Sometimes a poem is a struggle, sometimes I just write it down. Sometimes a great notion takes me to jump into the river and drown.

Aggghhhh! Start again.

Sometimes a poem (or a song lyric, with tune attached) just drops into my head, fully formed and on its horse. (Well, not on its horse.) I just have to write it down before I forget it. I've written some of my best stuff that way -- and some of my worst. The middle is the "today I shall write a sonnet" stuff.

Poetry is one area where the ADD brain-wiring is a huge advantage. To write a half-decent poem you have to be thinking about the meter, the rhyme, the sounds of all the words, as well as the content, all at once. If you try to do them one at a time, you'll fail. IME; YMMV. Deedle-de-dee.

MD² ::: (view all by) ::: May 10, 2004, 06:41 PM:

Mmmmm... where did I read that exact same advice ? It's in a japanese text manual from the Genroku era, or emulating it at least, but I can't remember wich one... Probably the Kyoraïshô or the Sanzôshi.

A very good advice, not easy, nor pleasant. But good.

Epacris ::: (view all by) ::: May 11, 2004, 07:23 AM:

Xopher & many others: So many times you hear people say that, usually about writing or music. Something appears fully formed in their consciousness and they have to write it down, just trying to get it as it flows. You can understand how the idea of inspiring muses or gods has come about.

Only the tiniest touches have ever brushed me; the last one was a drawing - I heard a certain sentence and saw a 'vision' of it. It was almost irresistable, the need to try and get it down from where it was stuck behind my eyes, and now it's been stuck up above my desk for the last couple of years.

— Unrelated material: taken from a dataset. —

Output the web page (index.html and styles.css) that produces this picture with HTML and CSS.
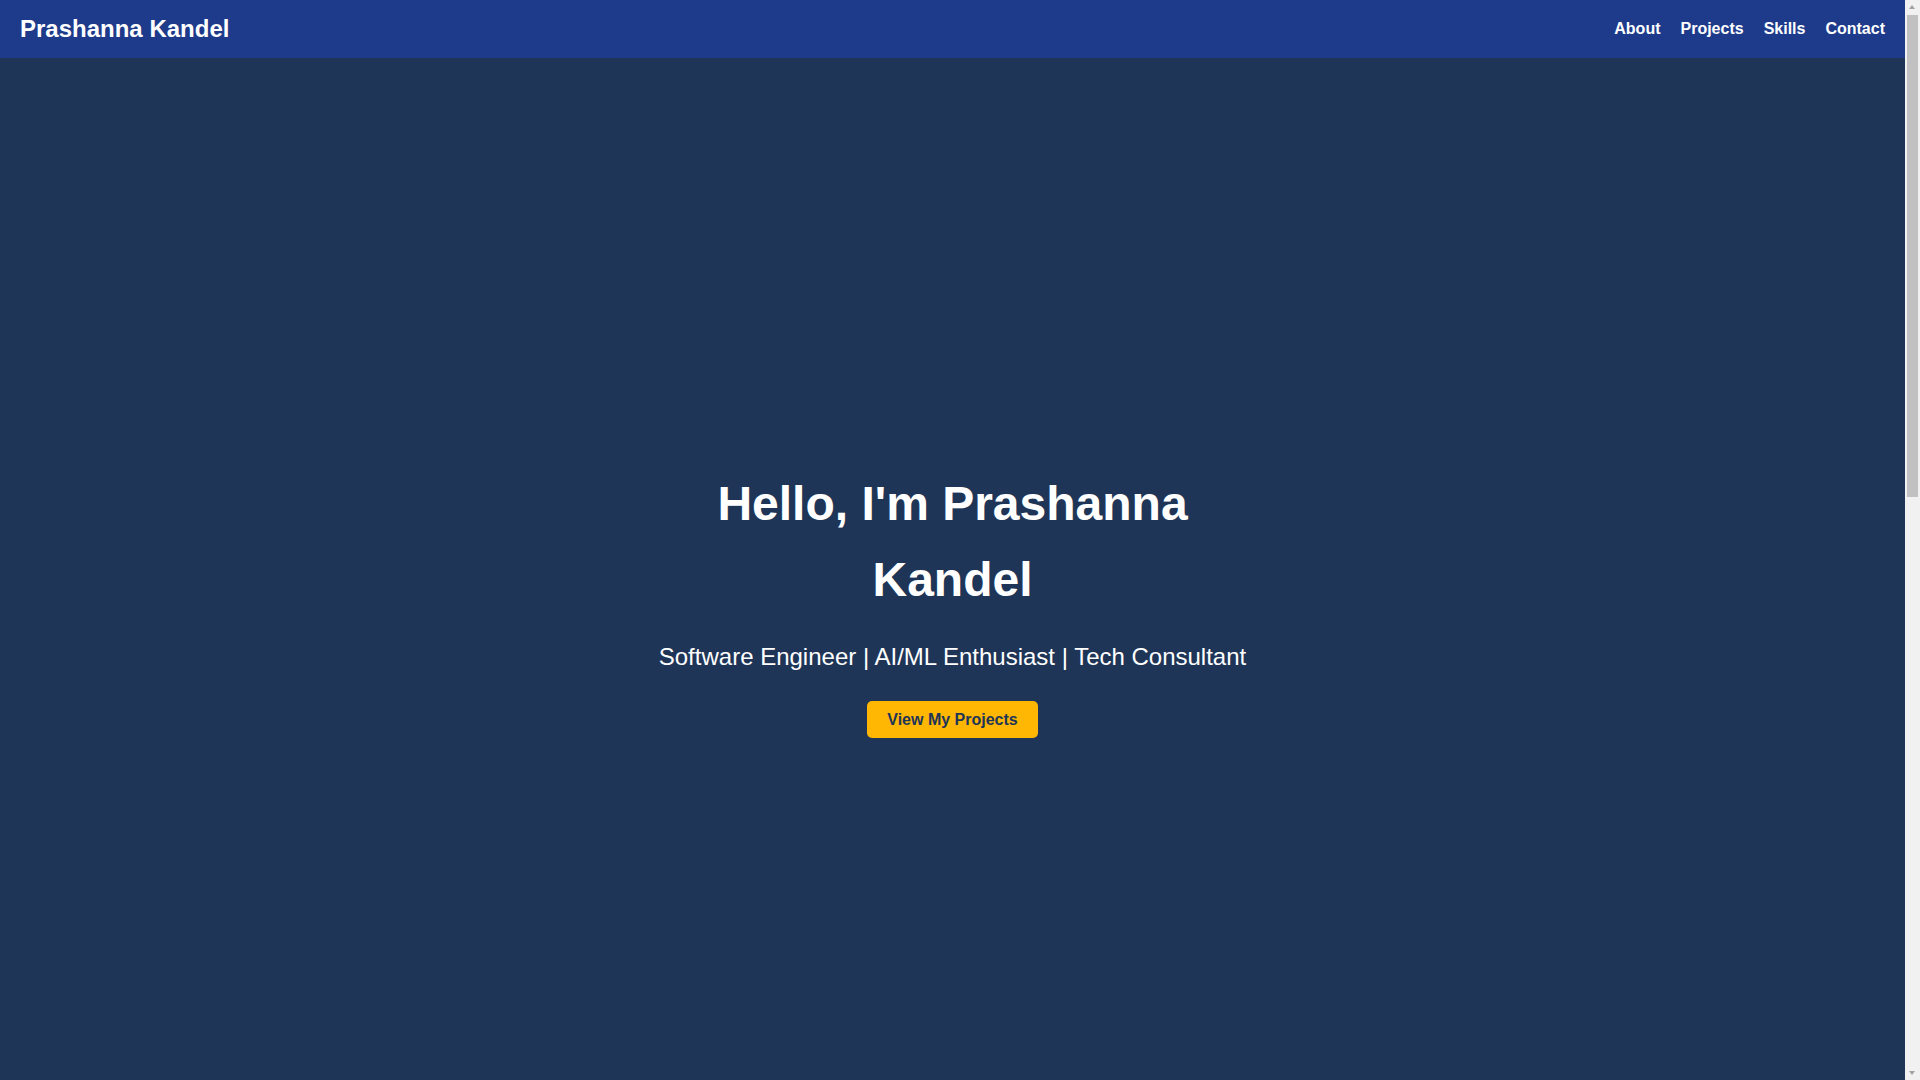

JoXn Costello ::: (view all by) ::: May 23, 2004, 03:35 PM:

I can't write creatively, but I can learn to speak foreign languages, and one of the most useful tricks in my toolbox is to memorize poetry. Lots and lots of it. It gives you a bunch of language templates to carry around in your head -- and they're templates by the very best writers a language has to offer.

Also, it impresses the hell out of native speakers when you can rattle off 50 lines of Goethe without stuttering.